The organization holds two major fundraising events a year: The Hope Invitational golf tournament in September and the Evening of Hope in March. This year’s Evening of Hope is Monday at the Florence Center and features professional surfer and documentarian Bethany Hamilton.

More than a hundred individuals and companies sponsor Evening of Hope, according to Weiss. He said last year’s event sold 121 tables for $2,500 or more. More than 1,800 people attended the 2025 event, and Weiss expects similar turnout this year.

House of Hope cultivates partnerships with more than 50 local organizations, from nonprofits, to businesses, to local government.
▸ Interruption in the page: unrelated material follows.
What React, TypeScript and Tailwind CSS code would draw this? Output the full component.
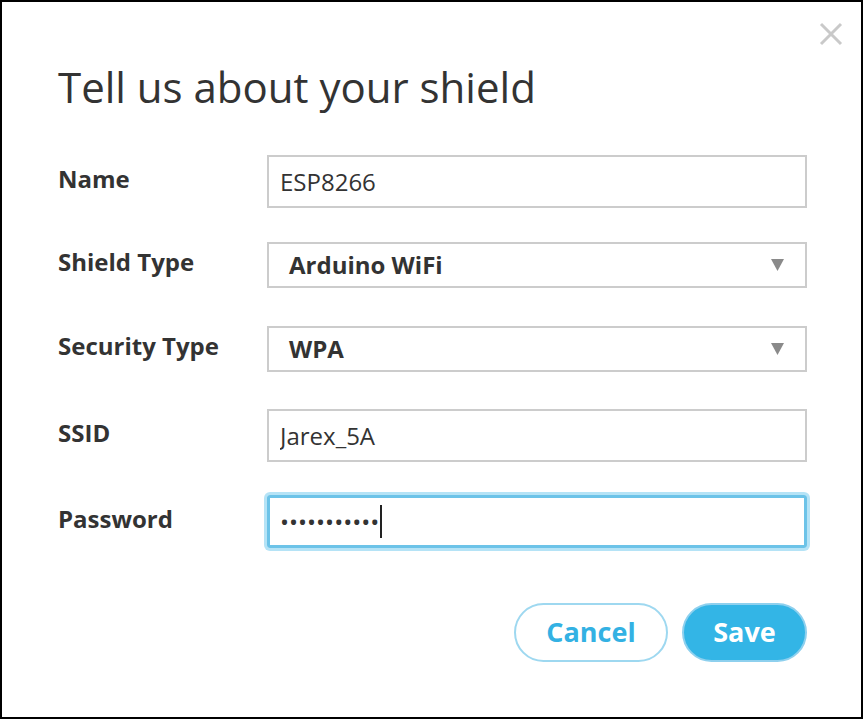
import React, { useState } from 'react';

interface FieldRowProps {
  label: string;
  className: string;
  children: React.ReactNode;
}

function FieldRow({ label, className, children }: FieldRowProps) {
  return (
    <div className={`flex items-center ${className}`}>
      <label className="w-[209px] shrink-0 pb-[6px] text-[24px] font-bold text-[#333]">{label}</label>
      <div className="flex-1">{children}</div>
    </div>
  );
}

function SelectBox({ value }: { value: string }) {
  return (
    <div className="flex h-[46px] items-center justify-between border-2 border-[#cccccc] bg-white pl-[20px] pr-[21px]">
      <span className="text-[24px] font-bold text-[#333]">{value}</span>
      <svg className="h-[12px] w-[13px]" viewBox="0 0 13 12">
        <path d="M0 0h13L6.5 12z" fill="#8a8a8a" />
      </svg>
    </div>
  );
}

export default function App() {
  const [name, setName] = useState('ESP8266');
  const [ssid, setSsid] = useState('Jarex_5A');
  const [password, setPassword] = useState('abcdefghijk');

  return (
    <div className="h-[720px] w-[865px] bg-white" style={{ fontFamily: '"Open Sans", "Liberation Sans", sans-serif' }}>
      <div className="relative h-[719px] w-[863px] border-2 border-black bg-white pl-[56px] pr-[54px] pt-[62px]">
        {/* close */}
        <button className="absolute right-[18px] top-[20px] text-[#c9c9c9]" title="Close">
          <svg className="h-[24px] w-[24px]" viewBox="0 0 24 24" fill="none" stroke="currentColor">
            <path strokeWidth={3} d="M2 2l20 20M22 2L2 22" />
          </svg>
        </button>

        <h2 className="text-[42px] leading-[46px] font-normal text-[#333]">Tell us about your shield</h2>

        <FieldRow label="Name" className="mt-[45px]">
          <input
            value={name}
            onChange={(e) => setName(e.target.value)}
            className="block h-[53px] w-full border-2 border-[#cccccc] px-[11px] text-[24px] text-[#333] outline-none"
          />
        </FieldRow>

        <FieldRow label="Shield Type" className="mt-[34px]">
          <SelectBox value="Arduino WiFi" />
        </FieldRow>

        <FieldRow label="Security Type" className="mt-[38px]">
          <SelectBox value="WPA" />
        </FieldRow>

        <FieldRow label="SSID" className="mt-[37px]">
          <input
            value={ssid}
            onChange={(e) => setSsid(e.target.value)}
            className="block h-[53px] w-full border-2 border-[#cccccc] px-[11px] text-[24px] text-[#333] outline-none"
          />
        </FieldRow>

        <FieldRow label="Password" className="mt-[33px]">
          <div className="flex h-[53px] w-full items-center rounded-[3px] border-[3px] border-[#6cc3e8] px-[10px] shadow-[0_0_0_3px_rgba(150,215,242,0.7)]">
            <span className="text-[24px] leading-none text-[#333]">
              {'•'.repeat(password.length)}
            </span>
            <span className="ml-[1px] h-[33px] w-[2px] bg-[#222]" />
          </div>
        </FieldRow>

        <div className="mt-[55px] flex justify-end gap-[14px]">
          <button className="h-[59px] w-[154px] rounded-full border-2 border-[#9ed8f0] bg-white text-[27px] font-bold text-[#33b1e3]">
            Cancel
          </button>
          <button
            onClick={() => setPassword(password)}
            className="h-[59px] w-[125px] rounded-full border-2 border-[#8ed0ee] bg-[#33b5e6] text-[27px] font-bold text-white"
          >
            Save
          </button>
        </div>
      </div>
    </div>
  );
}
For example, their partnership with Florence School District 1 involves the district sending tutors twice weekly to work with children living in Hope Village.

“House of Hope understands that we can’t do everything,” Weiss said. “When you understand what God has put you here to do, you do it the best out of anybody, and then you partner with others who are best at what they do in their space. That’s how you create real change.”

That is a miracle

For Jon Weiss, it’s about restoring hope and affecting lives through Christ. “The people we're seeing, they have no hope,” he said. “Some of them have never been shown love and compassion, and now they get that every single day. Not only that, we help them dream about what they want to do.”

It’s not only the lives of their clientele that the House of Hope transforms. “If I had kept going down the path I was going down, I don’t know if I’d still be here; it’s that simple,” Weiss says. "That’s how big a transformation God can have on your life. A guy that was in insurance, feeding his addiction, now is running a nonprofit ministry ... A guy who hated himself four years ago now loves himself, now has a great relationship with his wife, with his parents and family, now gets to disciple to men every single day and tell them what God has done in his life. That is a miracle.”